Carmen is currently writing an adaptation of Euripides's
Medea for Vancouver's Rumble Theatre, and Molière's
The Learned Ladies for Toronto's Factory Theatre. She is a Core Artist at Electric Company Theatre, a co-founding member of the Canadian Latinx Theatre Artist Coalition (CALTAC), and has over eighty film, TV, and stage acting credits, including her award-winning lead role in the Canadian premiere of Stephen Adley Guirgis's
The Motherfucker with the Hat, and her Leo-nominated lead performance in the independent feature film
Bella Ciao! She is a graduate of Studio 58. carmenaguirre.ca
Summary
Three early plays from influential Canadian Latina playwright, Carmen Aguirre. The plays, Chile Con Carne, ¿QUE PASA with LA RAZA, eh?, and In a Land Called I Don’t Remember, deal with the experience of exile – the hardships, the heartache, and the horror – as well as revealing the fresh perspective refugees bring to North American society.
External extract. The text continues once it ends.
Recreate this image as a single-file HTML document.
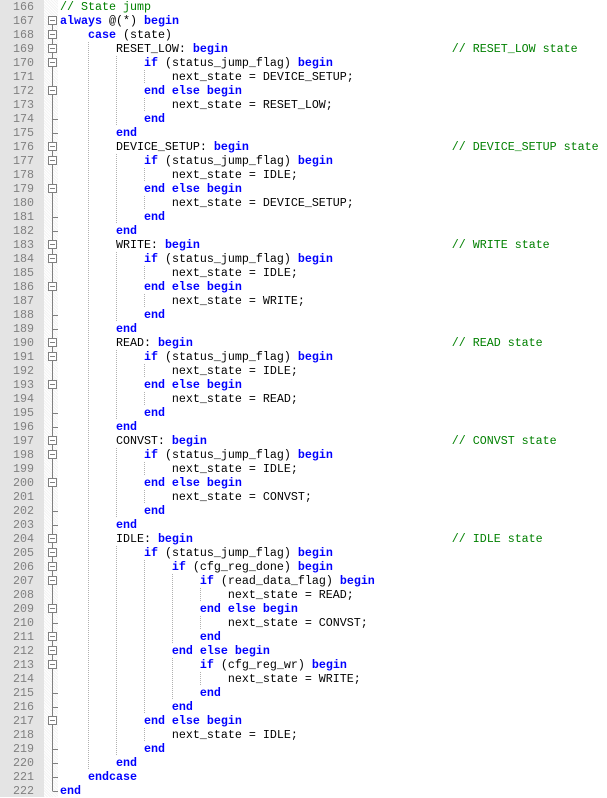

Written in the 1990s, all three plays explore the far-reaching effects of the violence and terror the regime of now-ousted dictator Augusto Pinochet, still in power during the plays’ composition, inflicted on the Chilean population, both at home and abroad, effects explored in many of Aguirre’s award-winning later plays. These are impacts refugees cannot escape even when they manage to flee to physical safety; the plays’ explorations of refuge and recovery are as pertinent now as they were when they were first written.